WORK INSTRUCTIONS –
Reproduce each line bearing the word "components".

DATA –

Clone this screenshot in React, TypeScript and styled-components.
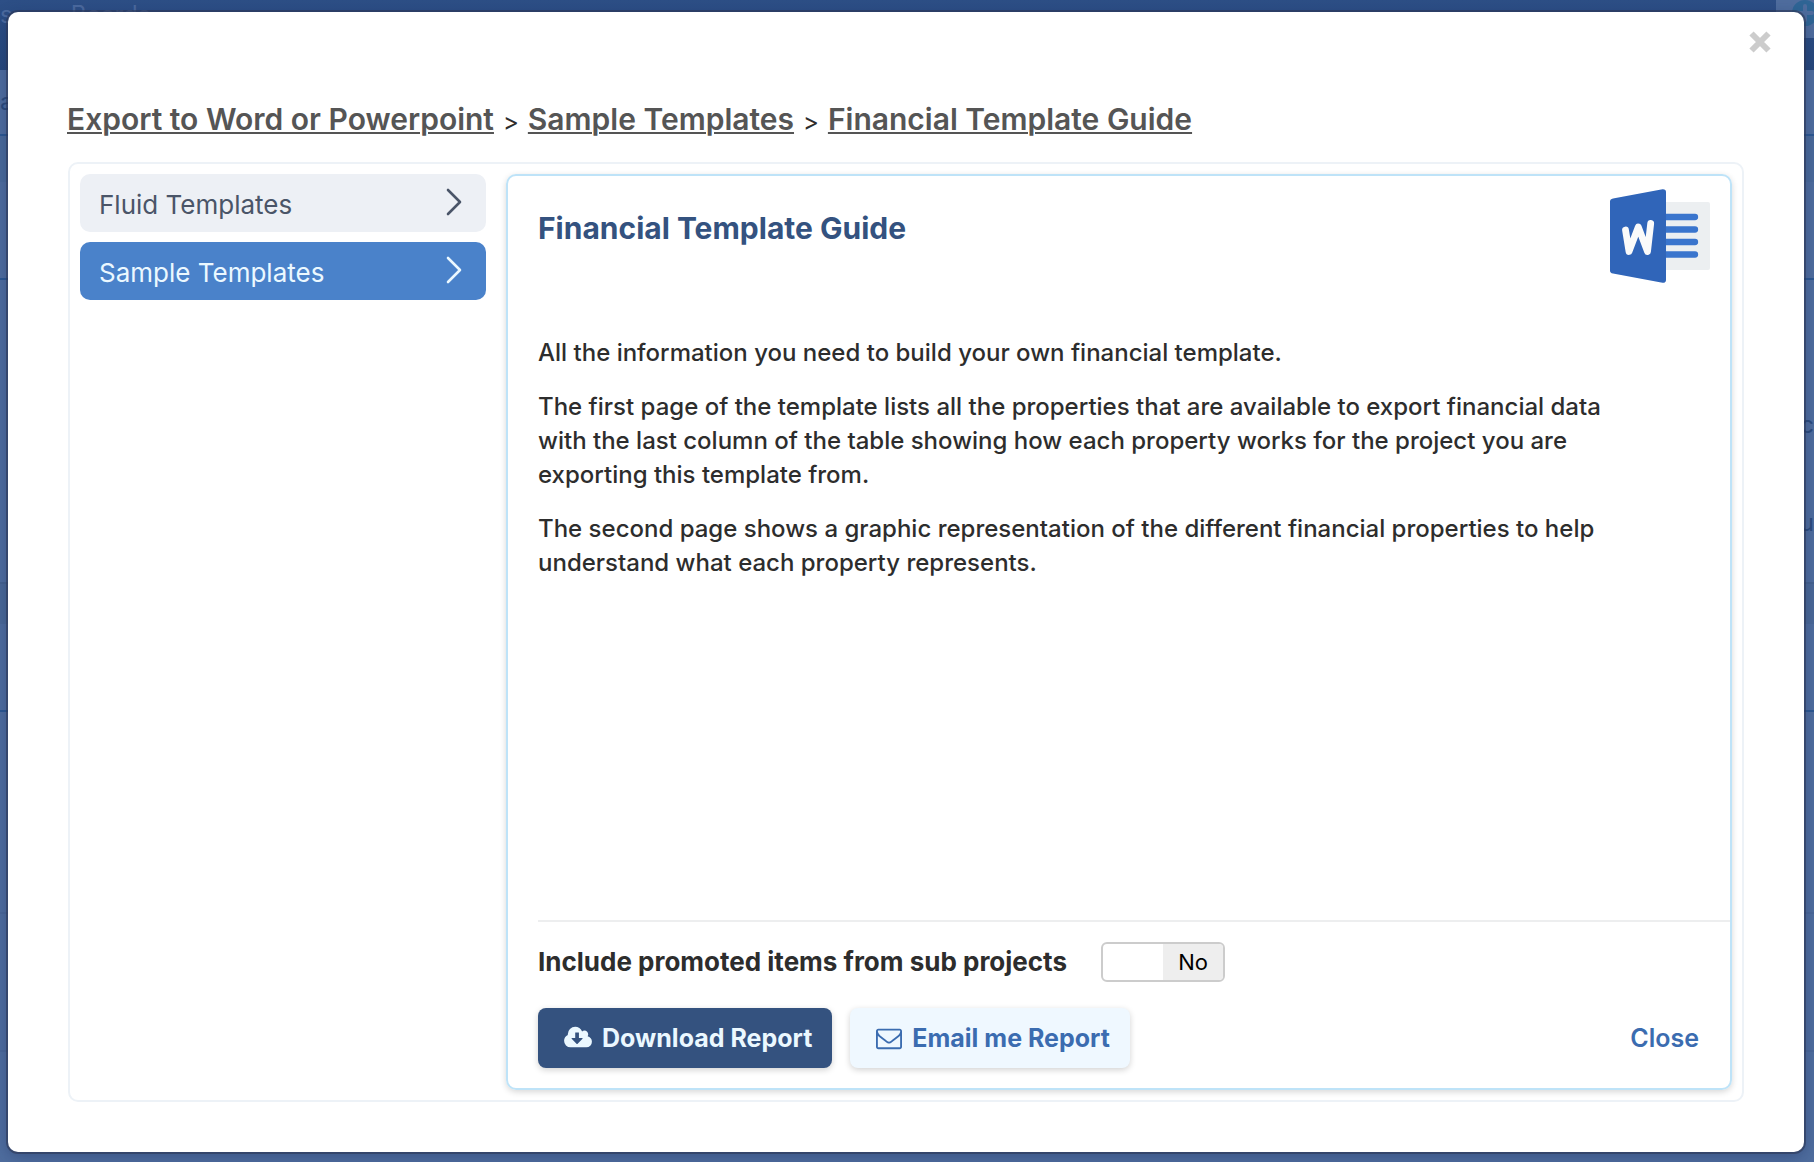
import React, { useState } from "react";
import styled, { createGlobalStyle } from "styled-components";

const GlobalStyle = createGlobalStyle`
  * { box-sizing: border-box; }
  html, body, #root { height: 100%; }
  body {
    margin: 0;
    font-family: Inter, "Liberation Sans", sans-serif;
    font-size: 24px;
    color: #2d2d2d;
    overflow: hidden;
  }
  button { font-family: inherit; cursor: pointer; }
`;

const Page = styled.div`
  position: relative;
  min-height: 100vh;
  background: #4f6d9e;
  display: flex;
`;

const Backdrop = styled.div`
  position: absolute;
  inset: 0;
  overflow: hidden;
  display: flex;
  flex-direction: column;
`;

const Topbar = styled.div`
  height: 70px;
  flex: none;
  background: linear-gradient(#2d4f86, #27477b);
  display: flex;
  justify-content: space-between;
  color: #4c6a9e;
  font-size: 24px;
  line-height: 30px;
`;

const TopTabs = styled.div`
  display: flex;
  gap: 58px;
`;

const AddBox = styled.div`
  width: 38px;
  height: 38px;
  padding-left: 16px;
  background: #4f6d9e;
`;

const Band = styled.div<{ $height: number; $color?: string; $line?: string; $bottom?: boolean }>`
  flex: none;
  height: ${(p) => p.$height}px;
  background: ${(p) => p.$color || "#4f6d9e"};
  border-bottom: 2px solid ${(p) => p.$line || "#2c5791"};
  display: flex;
  flex-direction: column;
  justify-content: ${(p) => (p.$bottom ? "flex-end" : "center")};
  padding-bottom: ${(p) => (p.$bottom ? "10px" : "0")};
  line-height: 98px;
  color: #2b4a7c;
`;

const BandText = styled.span<{ $right?: boolean }>`
  align-self: ${(p) => (p.$right ? "flex-end" : "flex-start")};
`;

const Modal = styled.main`
  position: relative;
  flex: 1;
  margin: 12px 10px 10px 8px;
  padding: 86px 60px 50px;
  background: #fff;
  border-radius: 10px;
  box-shadow: 0 0 0 2px rgba(45, 55, 85, 0.6), 0 4px 16px rgba(20, 40, 90, 0.4);
  display: flex;
  flex-direction: column;
`;

const Dismiss = styled.button`
  position: absolute;
  top: 18px;
  right: 32px;
  width: 24px;
  height: 24px;
  padding: 0;
  border: 0;
  background: none;
  color: #ccc;
  svg { display: block; }
`;

const Crumbs = styled.nav`
  display: flex;
  align-items: baseline;
  gap: 9px;
  height: 42px;
  line-height: 42px;
  margin: 0 0 22px -1px;
  color: #2d2d2d;
`;

const Crumb = styled.a`
  font-size: 30px;
  font-weight: 600;
  color: #555;
  text-decoration: underline;
  text-decoration-thickness: 2px;
  text-underline-offset: 2px;
`;

const Frame = styled.div`
  flex: 1;
  border: 2px solid #edf2f7;
  border-radius: 10px;
  padding: 10px;
  display: flex;
  gap: 20px;
`;

const Sidebar = styled.div`
  flex: 0 0 406px;
  display: flex;
  flex-direction: column;
  gap: 10px;
`;

const SideItem = styled.button<{ $active?: boolean }>`
  height: 58px;
  padding: 0 21px 0 19px;
  border: 0;
  border-radius: 10px;
  display: flex;
  align-items: center;
  justify-content: space-between;
  font-size: 26px;
  line-height: 32px;
  color: ${(p) => (p.$active ? "#ebf8ff" : "#4a5568")};
  background: ${(p) => (p.$active ? "#4a82ca" : "#edf0f5")};
`;

const SideName = styled.span`
  padding-top: 3px;
`;

const Card = styled.section`
  flex: 1;
  border: 2px solid #bee3f8;
  border-radius: 10px;
  box-shadow: 0 2px 6px rgba(0, 0, 0, 0.16);
  padding: 13px 0 20px 30px;
  display: flex;
  flex-direction: column;
`;

const CardHead = styled.header`
  display: flex;
  justify-content: space-between;
  padding-right: 20px;
  height: 147px;
`;

const Title = styled.h1`
  margin: 21px 0 0;
  font-size: 30px;
  line-height: 36px;
  font-weight: 700;
  color: #34527f;
`;

const Description = styled.div`
  flex: 1;
  padding-right: 100px;
  font-weight: 500;
  line-height: 34px;
  p { margin: 0 0 20px; }
`;

const Footer = styled.footer`
  border-top: 2px solid #edeeef;
`;

const OptionRow = styled.div`
  display: flex;
  align-items: center;
  gap: 34px;
  margin: 20px 0 26px;
  height: 40px;
`;

const OptionLabel = styled.label`
  font-size: 26px;
  line-height: 32px;
  font-weight: 700;
`;

const Toggle = styled.label`
  position: relative;
  display: flex;
  width: 124px;
  height: 40px;
  border: 2px solid #ccc;
  border-radius: 6px;
  overflow: hidden;
  font-size: 22px;
  line-height: 36px;
  color: #000;
  background: #fff;
  cursor: pointer;
`;

const ToggleInput = styled.input`
  position: absolute;
  inset: 0;
  margin: 0;
  opacity: 0;
`;

const ToggleValue = styled.span<{ $on: boolean }>`
  width: 50%;
  margin-left: ${(p) => (p.$on ? "0" : "50%")};
  text-align: center;
  background: #eee;
`;

const Actions = styled.div`
  display: flex;
  gap: 18px;
  padding-right: 31px;
`;

const ActionButton = styled.button<{ $primary?: boolean }>`
  height: 60px;
  padding: 0 20px 0 26px;
  border: 0;
  border-radius: 8px;
  display: flex;
  align-items: center;
  gap: 10px;
  font-size: 25px;
  line-height: 32px;
  font-weight: 700;
  color: ${(p) => (p.$primary ? "#ebf8ff" : "#3b6cb0")};
  background: ${(p) => (p.$primary ? "#34527f" : "#eff8ff")};
  box-shadow: 0 2px 6px rgba(0, 0, 0, 0.18);
`;

const CloseButton = styled.button`
  margin-left: auto;
  height: 60px;
  padding: 0;
  border: 0;
  background: none;
  font-size: 25px;
  line-height: 32px;
  font-weight: 600;
  color: #3b6cb0;
`;

const Chevron = () => (
  <svg width="20" height="30" viewBox="0 0 20 30" fill="none" stroke="currentColor" strokeWidth="2.6" strokeLinecap="round" strokeLinejoin="round" aria-hidden="true">
    <path d="M3 2 L15 14 L3 26" />
  </svg>
);

const WordIcon = () => (
  <svg width="100" height="94" viewBox="0 0 100 94" role="img" aria-label="Word document">
    <path d="M54 13H98a2 2 0 0 1 2 2V79a2 2 0 0 1-2 2H54z" fill="#eceff1" />
    <path d="M50 28H85M50 40.5H85M50 53H85M50 65.5H85" stroke="#3a75cd" strokeWidth="6.3" strokeLinecap="round" />
    <path d="M3 9.5 L52.500 .2 Q56 0 56 3 V91 Q56 94 52.500 93.800 L3 84.500 Q0 84 0 81.500 V12.500 Q0 10 3 9.500Z" fill="#3065b9" />
    <path d="M15.500 41 L19 62.500 L28.300 38 L37.500 62.500 L40.700 34.500" fill="none" stroke="#fafafa" strokeWidth="6.800" strokeLinecap="round" strokeLinejoin="round" />
  </svg>
);

const CloudIcon = () => (
  <svg width="28" height="26" viewBox="0 0 1920 1792" fill="currentColor" aria-hidden="true">
    <path d="M1280 928q0-14-9-23t-23-9h-224v-352q0-13-9.500-22.500t-22.500-9.500h-192q-13 0-22.500 9.500t-9.500 22.500v352h-224q-13 0-22.500 9.500t-9.500 22.500q0 14 9 23l352 352q9 9 23 9t23-9l351-351q10-12 10-24zm640 224q0 159-112.500 271.500t-271.500 112.500h-1088q-185 0-316.500-131.500t-131.500-316.500q0-130 70-240t188-165q-2-30-2-43 0-212 150-362t362-150q156 0 285.500 87t188.500 231q71-62 166-62 106 0 181 75t75 181q0 76-41 138 130 31 213.500 135.500t83.500 238.500z" />
  </svg>
);

const EnvelopeIcon = () => (
  <svg width="26" height="26" viewBox="0 0 1792 1792" fill="currentColor" aria-hidden="true">
    <path d="M1664 1504v-768q-32 36-69 66-268 206-426 338-51 43-83 67t-86.500 48.500-102.500 24.500h-2q-48 0-102.500-24.500t-86.500-48.500-83-67q-158-132-426-338-37-30-69-66v768q0 13 9.500 22.500t22.500 9.500h1472q13 0 22.500-9.500t9.500-22.500zm0-1051v-24.500l-.5-13-3-12.500-5.500-9-9-7.500-14-2.500h-1472q-13 0-22.500 9.500t-9.500 22.500q0 168 147 284 193 152 401 317 6 5 35 29.500t46 37.500 44.500 31.500 50.500 27.500 43 9h2q20 0 43-9t50.500-27.500 44.500-31.500 46-37.500 35-29.500q208-165 401-317 54-43 100.500-115.500t46.500-131.500zm128-37v1088q0 66-47 113t-113 47h-1472q-66 0-113-47t-47-113v-1088q0-66 47-113t113-47h1472q66 0 113 47t47 113z" />
  </svg>
);

const CrossIcon = () => (
  <svg width="24" height="24" viewBox="0 0 24 24" stroke="currentColor" strokeWidth="6" aria-hidden="true">
    <path d="M3.500 3.500L20.500 20.500M20.500 3.500L3.500 20.500" />
  </svg>
);

const PlusBadge = () => (
  <svg width="26" height="26" viewBox="0 0 26 26" aria-hidden="true">
    <circle cx="13" cy="13" r="13" fill="#2f6595" />
    <path d="M13 6v14M6 13h14" stroke="#4f6d9e" strokeWidth="4" strokeLinecap="round" />
  </svg>
);

export default function App() {
  const [included, setIncluded] = useState(false);
  const [section, setSection] = useState("Sample Templates");

  return (
    <Page>
      <GlobalStyle />
      <Backdrop aria-hidden="true">
        <Topbar>
          <TopTabs><span>s</span><span>Boards</span></TopTabs>
          <AddBox><PlusBadge /></AddBox>
        </Topbar>
        <Band $height={66}><BandText>a</BandText></Band>
        <Band $height={144} $color="linear-gradient(#4a6a9a 46px, #4f6d9e 46px)" />
        <Band $height={304} $line="#45628f" $bottom><BandText $right>c</BandText><BandText $right>u</BandText></Band>
        <Band $height={128} $color="linear-gradient(#4a6897 40px, #4f6d9e 40px)" />
        <Band $height={202} $line="#4a6798" />
        <Band $height={138} $line="#4a6798" />
      </Backdrop>
      <Modal role="dialog" aria-label="Financial Template Guide">
        <Dismiss type="button" aria-label="Dismiss"><CrossIcon /></Dismiss>
        <Crumbs aria-label="Breadcrumb">
          <Crumb href="#export">Export to Word or Powerpoint</Crumb>
          <span>&gt;</span>
          <Crumb href="#samples">Sample Templates</Crumb>
          <span>&gt;</span>
          <Crumb href="#guide">Financial Template Guide</Crumb>
        </Crumbs>
        <Frame>
          <Sidebar>
            {["Fluid Templates", "Sample Templates"].map((name) => (
              <SideItem key={name} type="button" $active={section === name} onClick={() => setSection(name)}>
                <SideName>{name}</SideName>
                <Chevron />
              </SideItem>
            ))}
          </Sidebar>
          <Card>
            <CardHead>
              <Title>Financial Template Guide</Title>
              <WordIcon />
            </CardHead>
            <Description>
              <p>All the information you need to build your own financial template.</p>
              <p>
                The first page of the template lists all the properties that are available to export financial data
                with the last column of the table showing how each property works for the project you are exporting
                this template from.
              </p>
              <p>
                The second page shows a graphic representation of the different financial properties to help
                understand what each property represents.
              </p>
            </Description>
            <Footer>
              <OptionRow>
                <OptionLabel htmlFor="include-promoted">Include promoted items from sub projects</OptionLabel>
                <Toggle>
                  <ToggleInput
                    id="include-promoted"
                    type="checkbox"
                    checked={included}
                    onChange={(e) => setIncluded(e.target.checked)}
                  />
                  <ToggleValue $on={included}>{included ? "Yes" : "No"}</ToggleValue>
                </Toggle>
              </OptionRow>
              <Actions>
                <ActionButton type="button" $primary><CloudIcon />Download Report</ActionButton>
                <ActionButton type="button"><EnvelopeIcon />Email me Report</ActionButton>
                <CloseButton type="button">Close</CloseButton>
              </Actions>
            </Footer>
          </Card>
        </Frame>
      </Modal>
    </Page>
  );
}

ANSWER TO THE PROBLEM –
Clone this screenshot in React, TypeScript and styled-components.
import styled, { createGlobalStyle } from "styled-components";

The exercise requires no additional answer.